July 20, 2001 – The U.S. and EU agree transatlantic stitch-up on trade and climate change.

On the eve of the G8 economic summit in Genoa, Friends of the Earth warns that a transatlantic trade and climate deal being stitched up by U.S. Trade Rep. Robert Zoellick and EU Trade Commissioner Pascal Lamy could, if agreed in Genoa, be the ultimate in lose-lose outcomes for the world’s poor and the environment.

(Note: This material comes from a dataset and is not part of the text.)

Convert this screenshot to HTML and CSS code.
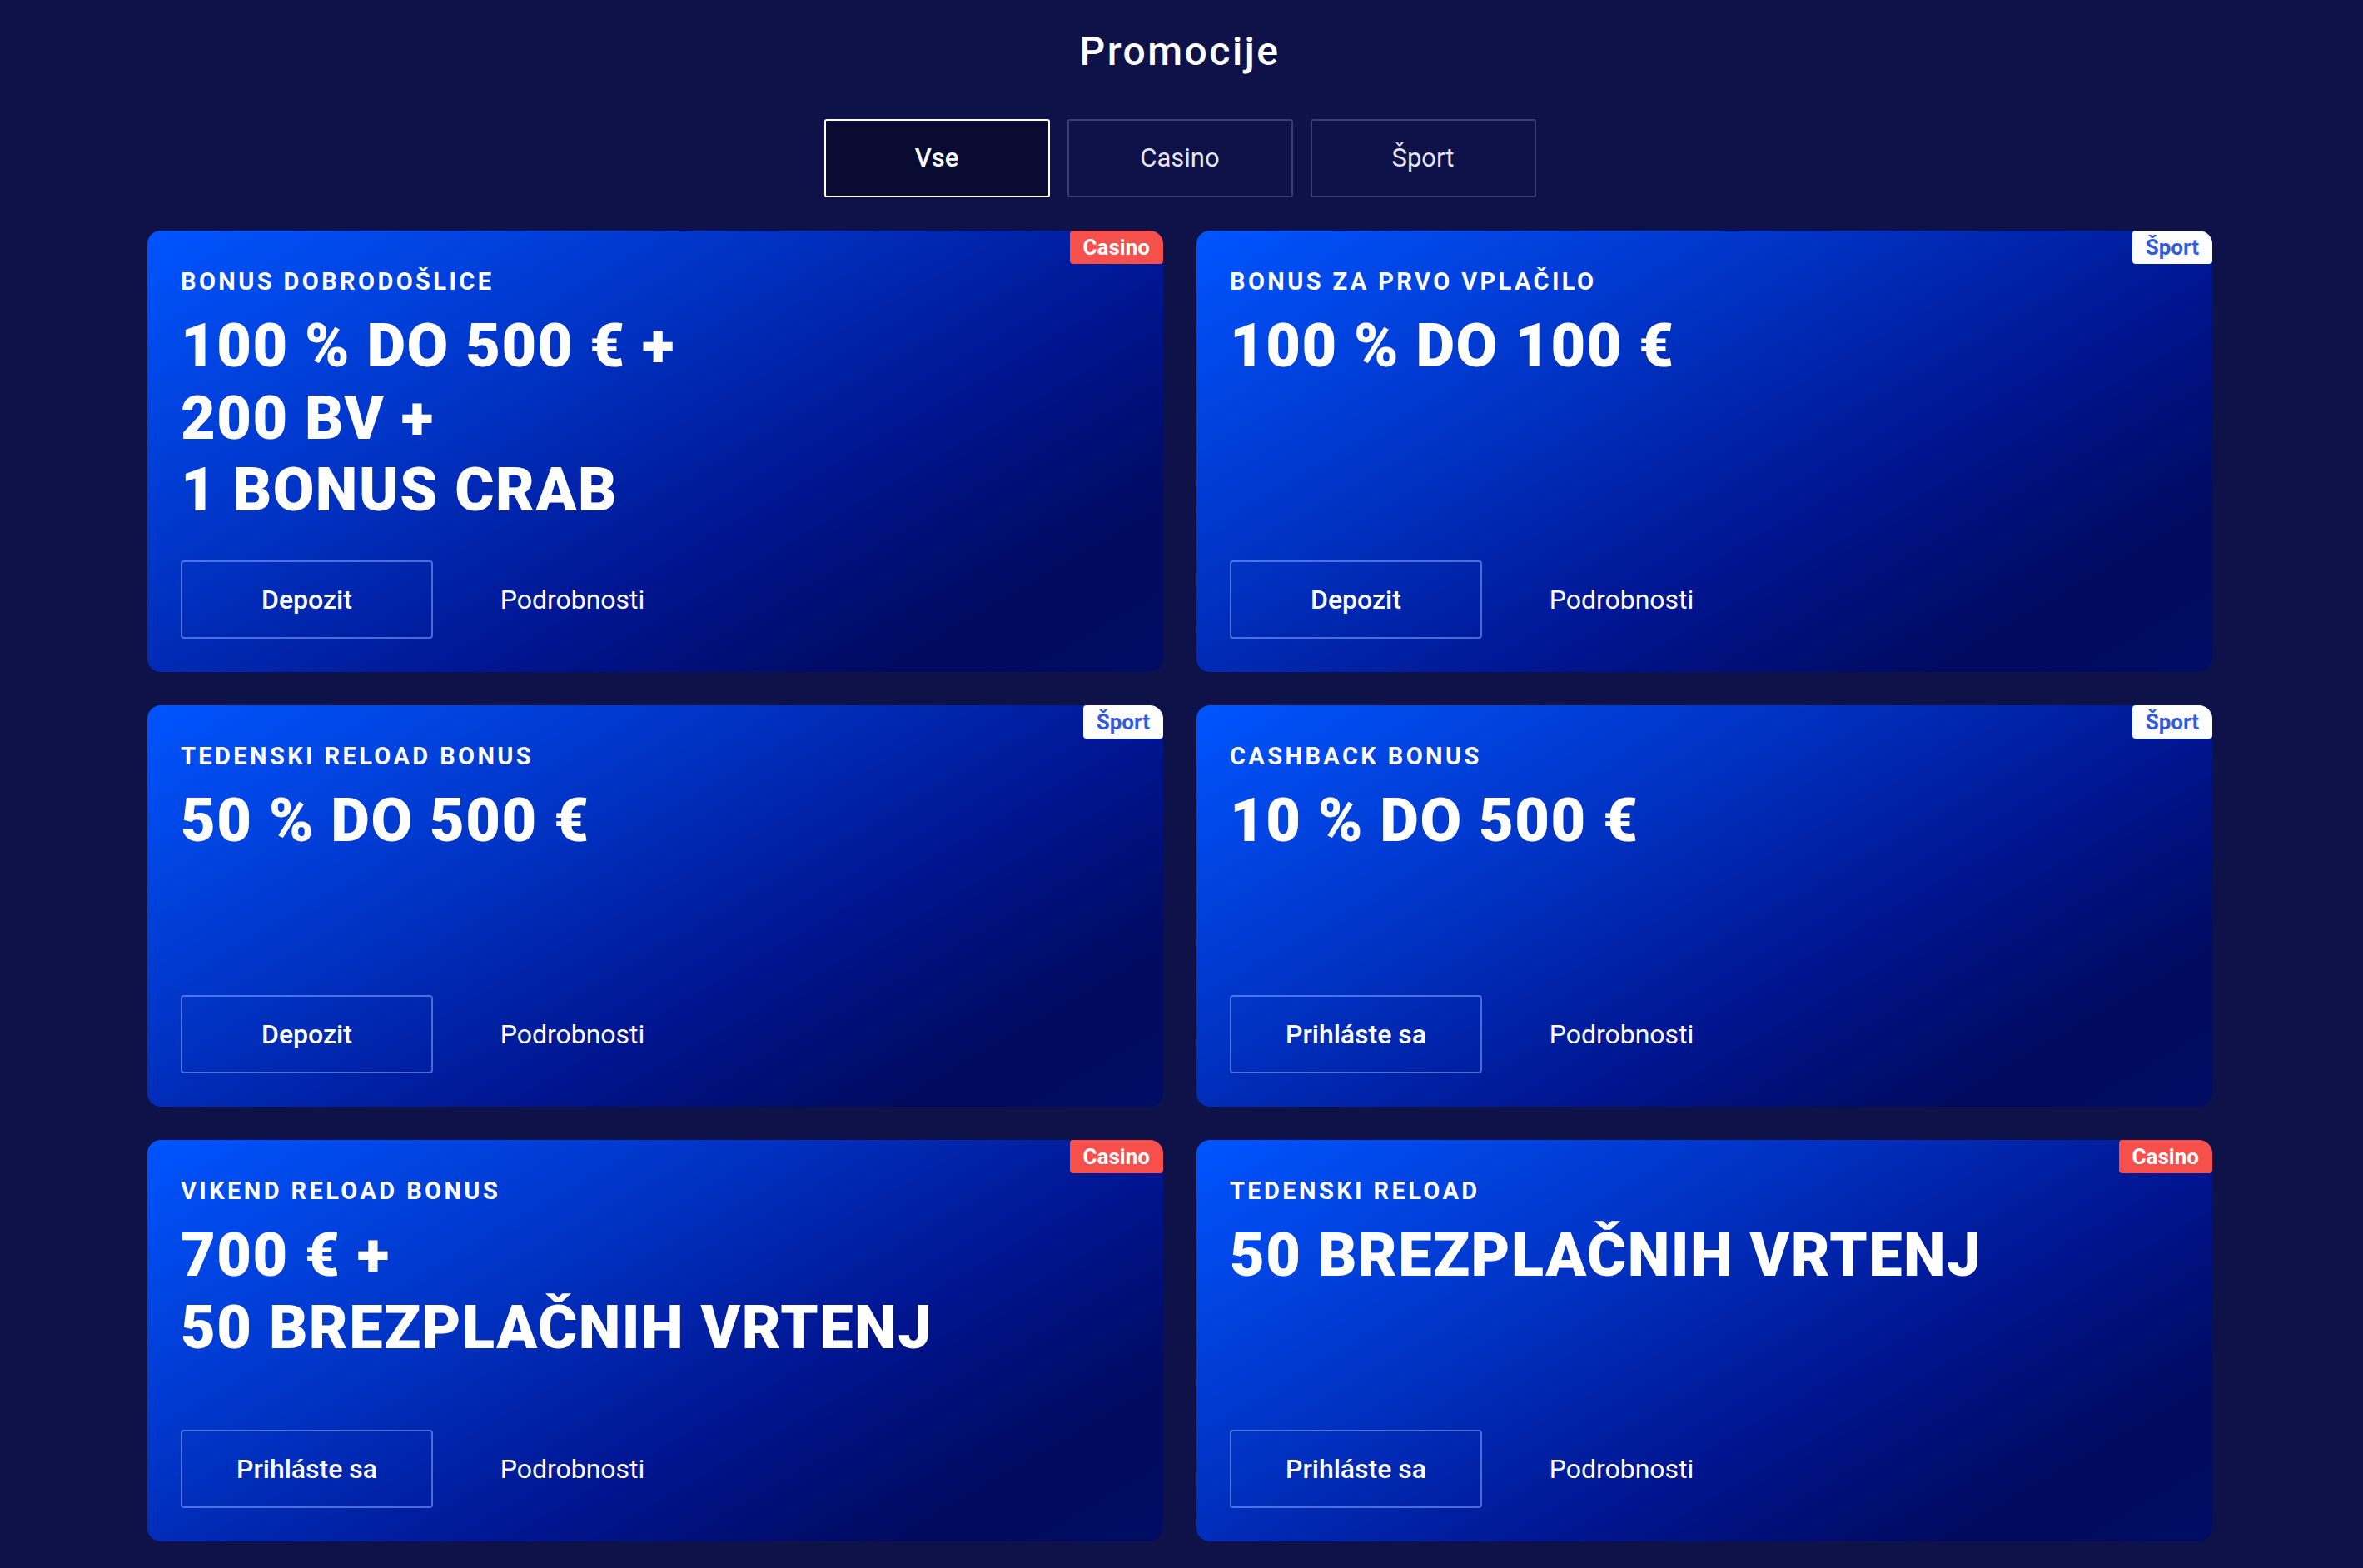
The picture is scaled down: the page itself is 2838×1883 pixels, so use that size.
FILE: index.html
```html
<!DOCTYPE html>
<html lang="sl">
<head>
  <meta charset="UTF-8" />
  <meta name="viewport" content="width=device-width, initial-scale=1.0"/>
  <title>Promocije</title>
  <link rel="stylesheet" href="styles.css">
</head>
<body>

  <main class="page">
    <h1>Promocije</h1>

    <nav class="tabs">
      <button class="tab active">Vse</button>
      <button class="tab">Casino</button>
      <button class="tab">Šport</button>
    </nav>

    <section class="promo-grid">

      <article class="promo">
        <span class="badge badge-casino">Casino</span>
        <p class="promo-label">Bonus dobrodošlice</p>
        <h2 class="promo-title">100 % do 500 € +<br>200 BV +<br>1 bonus crab</h2>
        <div class="promo-actions">
          <a href="#" class="btn btn-outline">Depozit</a>
          <a href="#" class="btn btn-plain">Podrobnosti</a>
        </div>
      </article>

      <article class="promo">
        <span class="badge badge-sport">Šport</span>
        <p class="promo-label">Bonus za prvo vplačilo</p>
        <h2 class="promo-title">100 % do 100 €</h2>
        <div class="promo-actions">
          <a href="#" class="btn btn-outline">Depozit</a>
          <a href="#" class="btn btn-plain">Podrobnosti</a>
        </div>
      </article>

      <article class="promo">
        <span class="badge badge-sport">Šport</span>
        <p class="promo-label">Tedenski reload bonus</p>
        <h2 class="promo-title">50 % do 500 €</h2>
        <div class="promo-actions">
          <a href="#" class="btn btn-outline">Depozit</a>
          <a href="#" class="btn btn-plain">Podrobnosti</a>
        </div>
      </article>

      <article class="promo">
        <span class="badge badge-sport">Šport</span>
        <p class="promo-label">Cashback bonus</p>
        <h2 class="promo-title">10 % do 500 €</h2>
        <div class="promo-actions">
          <a href="#" class="btn btn-outline">Prihláste sa</a>
          <a href="#" class="btn btn-plain">Podrobnosti</a>
        </div>
      </article>

      <article class="promo">
        <span class="badge badge-casino">Casino</span>
        <p class="promo-label">Vikend reload bonus</p>
        <h2 class="promo-title">700 € +<br>50 brezplačnih vrtenj</h2>
        <div class="promo-actions">
          <a href="#" class="btn btn-outline">Prihláste sa</a>
          <a href="#" class="btn btn-plain">Podrobnosti</a>
        </div>
      </article>

      <article class="promo">
        <span class="badge badge-casino">Casino</span>
        <p class="promo-label">Tedenski reload</p>
        <h2 class="promo-title">50 brezplačnih vrtenj</h2>
        <div class="promo-actions">
          <a href="#" class="btn btn-outline">Prihláste sa</a>
          <a href="#" class="btn btn-plain">Podrobnosti</a>
        </div>
      </article>

    </section>
  </main>

</body>
</html>
```

FILE: styles.css
```css
body {
  margin: 0;
  padding-right: 4px;
  font-family: Roboto, 'Liberation Sans', sans-serif;
  background: #0e1249;
  color: #fff;
}

.page {
  width: 2480px;
  margin: 0 auto;
  padding: 33px 0 40px;
}

h1 {
  margin: 0;
  font-size: 48px;
  font-weight: 500;
  line-height: 1.2;
  letter-spacing: 2.5px;
  text-align: center;
}

/* filter tabs */
.tabs {
  display: flex;
  justify-content: center;
  gap: 21px;
  margin-top: 52px;
}

.tab {
  width: 271px;
  height: 94px;
  font-family: inherit;
  font-size: 31px;
  font-weight: 400;
  color: #e6e7f3;
  background: transparent;
  border: 2px solid #373d6d;
  border-radius: 3px;
  cursor: pointer;
}

.tab.active {
  font-weight: 500;
  color: #fff;
  background: #0a0b33;
  border-color: #fff;
}

/* promo cards */
.promo-grid {
  display: grid;
  grid-template-columns: 1fr 1fr;
  gap: 40px;
  margin-top: 40px;
}

.promo {
  position: relative;
  display: flex;
  flex-direction: column;
  min-height: 482px;
  box-sizing: border-box;
  padding: 44px 40px 40px;
  border-radius: 16px;
  background: linear-gradient(150deg, #0055ff 0%, #0033c4 35%, #001590 62%, #000a5e 85%, #000d62 100%);
}

.badge {
  position: absolute;
  top: 0;
  right: 0;
  padding: 5px 16px 4px;
  font-size: 26px;
  font-weight: 700;
  line-height: 1.2;
  border-radius: 4px 16px 4px 4px;
}

.badge-casino {
  background: #f5504c;
  color: #fff;
}

.badge-sport {
  background: #fff;
  color: #2f5be0;
}

.promo-label {
  margin: 0;
  font-size: 29px;
  font-weight: 700;
  line-height: 1.2;
  letter-spacing: 3.4px;
  text-transform: uppercase;
}

.promo-title {
  margin: 18px 0 40px;
  font-size: 72px;
  font-weight: 900;
  line-height: 1.2;
  letter-spacing: 1.5px;
  text-transform: uppercase;
}

.promo-actions {
  display: flex;
  gap: 16px;
  margin-top: auto;
}

.btn {
  display: flex;
  align-items: center;
  justify-content: center;
  width: 303px;
  height: 94px;
  box-sizing: border-box;
  font-size: 32px;
  color: #fff;
  text-decoration: none;
  border: 2px solid transparent;
  border-radius: 4px;
}

.btn-outline {
  font-weight: 500;
  border-color: rgba(140, 170, 255, 0.55);
}

.btn-plain {
  font-weight: 400;
}
```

According to latest sources, the US has agreed to support the EU’s call for a new trade round in the WTO in order to smooth transatlantic relationships after the US rejection of the Kyoto Protocol (1) . Since the WTO intends to set its agenda for the next WTO Ministerial in Qatar before the end of July, this sudden change in position by the US (2) is highly significant. In addition to abandoning the Kyoto Protocol, they will now also support WTO trade negotiations opposed by many Southern governments and civil society groups around the world. This is alarming news.

Attempts to bring investment rules into the WTO are seen by many campaigners as an attempt to revive the OECD’s failed Multilateral Agreement on Investment which collapsed in 1997 in the face of unprecedented protest: “A stitch-up on trade and climate is a nightmare scenario for people concerned with protecting their environment and livelihoods. When are governments going to stop listening to big business and start listening to the many millions around the world calling for fair and sustainable economies?” Alexandra Wandel from Friends of the Earth Europe said.

Commenting on remarks made by Bush at a World Bank meeting on Tuesday – specifically that “those who protest free trade are no friends of the poor” – Ronnie Hall, Trade Co-ordinator of Friends of the Earth International added: “Bush has got it wrong again: it’s those who promote free trade that are ‘no friends of the poor’. Who can fail to see that Bush is propping up the interests of transnational companies that benefit hugely from international trade? Companies like Exxon, for example, will be protected from the rigours of Kyoto Protocol regulation, whilst their government helpfully levers open new markets for them via the WTO. The interests of poorer people, invariably the first to feel the costs of climate change and economic instability, aren’t on Bush’s agenda, whatever he says.” (3)

For futher information see the Citizens’ Guide to Trade, Environment and Sustainability and details of FOEI’s activities in Bonn, both of which can be found at www.foei.org.

For additional comments, please contact:
Ronnie Hall: +44 1243 602756
Alexandra Wandel: +32-2-542 01 85
Duncan McLaren: +44 7941 920469

Footnotes:
(1) This was announced by EU and US officials ahead of the Group of Eight meeting in a press conference in Washington D.C. on 17 July 2001.
(2) Pascal Lamy, EU Trade Commissioner And Robert B. Zoellick, US Trade Representative in the Washington Post, Tuesday, July 17, 2001; Page A17
(3) US Proposals regarding the ongoing General Agreement on Tariffs and Services (GATS) negotiations focus on a signficant expansion in energy services and are intended to bring oil drilling and exploration and the construction of oil pipelines within the purview of the WTO for the first time.